Hi Rick. My dog has an "out", but it isn't crisp nor did I do any real bitework with her. She's a SAR dog with terrible defense drive. If you come at her with a stick she'd corner and cower away. But with other animals, well, she's a terrier type so her wanting to kill a gopher somehow translates to she also wants to kill babies. She's got her CGC and has been thoroughly socialized. I've never had an incident with her. My only conclusion then, is just pure misinformation on their part.

But back to the topic...There's a lot of biting prejudice but you won't get that from me. I think it's really impressive to have a dog demonstrate control, but others might not see it that way.


----------



## Catherine Gervin (Mar 12, 2012)

Judy Nguyen said:


> But with other animals, well, she's a terrier type so her wanting to kill a gopher somehow translates to she also wants to kill babies.

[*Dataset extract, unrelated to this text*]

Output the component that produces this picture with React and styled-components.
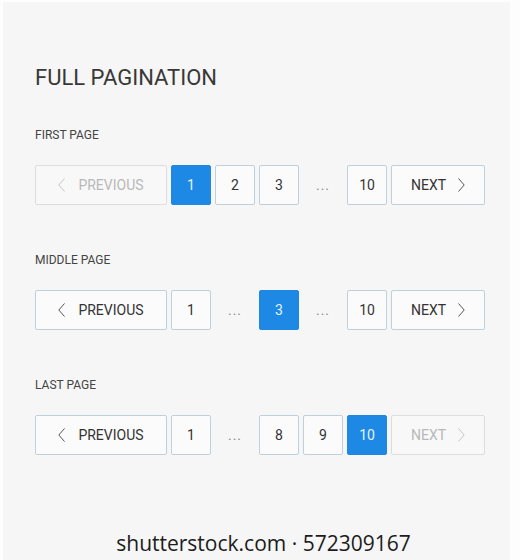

judging from your photo--love the glasses, or are they "doggles"?--but without enlarging it i'm guessing you have a bully breed?
10 + years ago i had a fantastic APBT female and this dog loved children like crazy. she hadn't had much exposure to them, only saw them in passing, but she decided she's seen enough to make a decision and she decided they were the neatest, most fun things on earth. almost nobody ever let her near their kid, though. they saw this smallish very muscular dog wiggling its' entire body and bouncing and smiling her bully smile and interpreted that as desire to maim. people crossed the street or fled into shops or picked up their offspring and hustled away and variations of "Oh my god it's a Pit Bull" were screamed like air raid sirens from time to time. there were actually people who owned their own "scary breeds" of dog--Rottis and APBTs and whatnot--and those were the only parents who asked if my dog were friendly and could their kid(s) pet her? people just assume they know what your dog is really like before they want to give you a chance--even dog people, do...i hope you found a new group of people to work your dog with?


----------



## rick smith (Dec 31, 2010)

Chis
still here ?
still looking for inputs ?

i have more to say but will do it on another thread rather than take this one farther away in another direction.

- thot it was an appropriate opinion and far removed from the "liability" issue of discussing or showing protection work to a general audience


----------



## Chris Viscovich (Apr 2, 2014)

All,
I am convinced that the article should be written. I have looked over the questionaire and it looks very benign. I will request the rights to review before printed.
I intend to mention the Belgian Malinois breed (I think that she is a great representation of the breed) and emphasize that they are not a dog for most families. I can only think of 4 in Huntsville (Mine, 2 Madison police dogs [yes, the recent incident happened not too far away from our community] and 1 older one that used to compete in AKC). 
I will also emphasize the amount of training that is required to have a well behaved dog vs. competitive/working dog. 
I will talk about the bonding process and how the dog would be unlikely to perform certain tasks for another handler. 
I will also mention how perishable trained behaviors are if they are not maintained.
I may challenge folks to try to understand and appreciate what motivates their dog and use it to extinguish poor behaviors and encourage better behaviors.

I myself did a social experiment yesterday to see how dog owners (regulars) at a local dog park (only a few dogs) would react if i played aggressive tug with her and used the OUT in a private fenced area of the yard. After some epic bouts, not a single owner shied away or tried to prevent interactions with my dog (My dog could care less about any people or dogs beside me, lol). They also complimented how refreshing it is to see training and control. Nice.


----------